Peña: I just got done playing Cesar Chavez, and that was a lot of dialogue and a lot of speeches. It’s weird, but you have to prove to yourself that you can do it. In speeches, it’s a whole other animal. It’s harder, because there’s no back and forth to remember these things. There was a speech that was a page and a half long! I was speaking for, like, five minutes. Those were long, long takes. But I think the rehearsal process for this movie helped me for that movie. I didn’t get as much time with the people as I wanted. I think other actors have to discover it for themselves. If you put the time in, it will show in the performance, it will bear some fruit. It got me ready. I haven’t starred in too many movies, but it’s cool that this is one of them, and I’m super-proud of it.

Do you feel like you’re ready to pitch yourself to Aaron Sorkin and start delivering his speeches on the next season of The Newsroom?

Peña: Sorkin, he’s killing it with The Newsroom. There’s that one speech that Jeff Daniels gives about America being 47th in education? And it’s like, wow. Really amazing. It’s really good writing.

Finally, what do you think are the most underrated movies you’ve been in?

Martinez: For me, it was Magic City Memoirs. It’s an indie film, and I think they’re trying to figure out distribution for it now. But it was close to home, because it was all true stories from where I grew up, and my friend wrote and directed it. It’s something that hasn’t actually gotten out there yet, so I’m hoping it will. So I guess it’s not underrated, because it hasn’t actually been rated yet. [laughs] Also, Detroit 1-8-7 was a great show I was on that got canceled. That was a really great show.

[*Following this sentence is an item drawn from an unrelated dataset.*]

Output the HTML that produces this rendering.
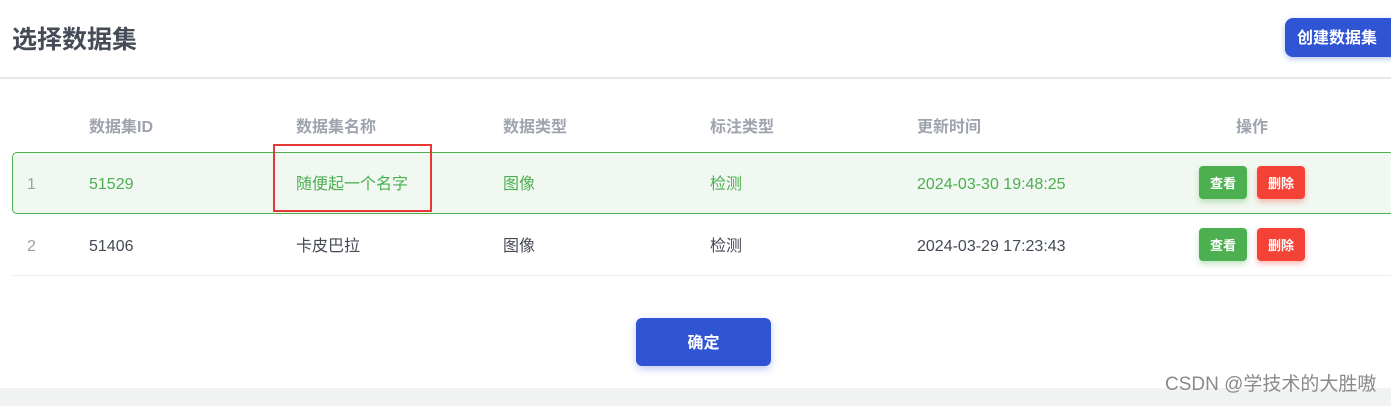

Peña: I think the comedies I’ve done, like Observe and Report. It became a cult hit, dude! It made money at the box office, but it wasn’t like a huge smash. And I remember I went to Coachella that year it came out, and oh my god, there were so many people quoting me! And I didn’t have the afro with the mustache and goatee or anything! So that was cool. 30 Minutes or Less was another one I really enjoyed, but Observe and Report more than anything.

End of Watch opens nationwide today.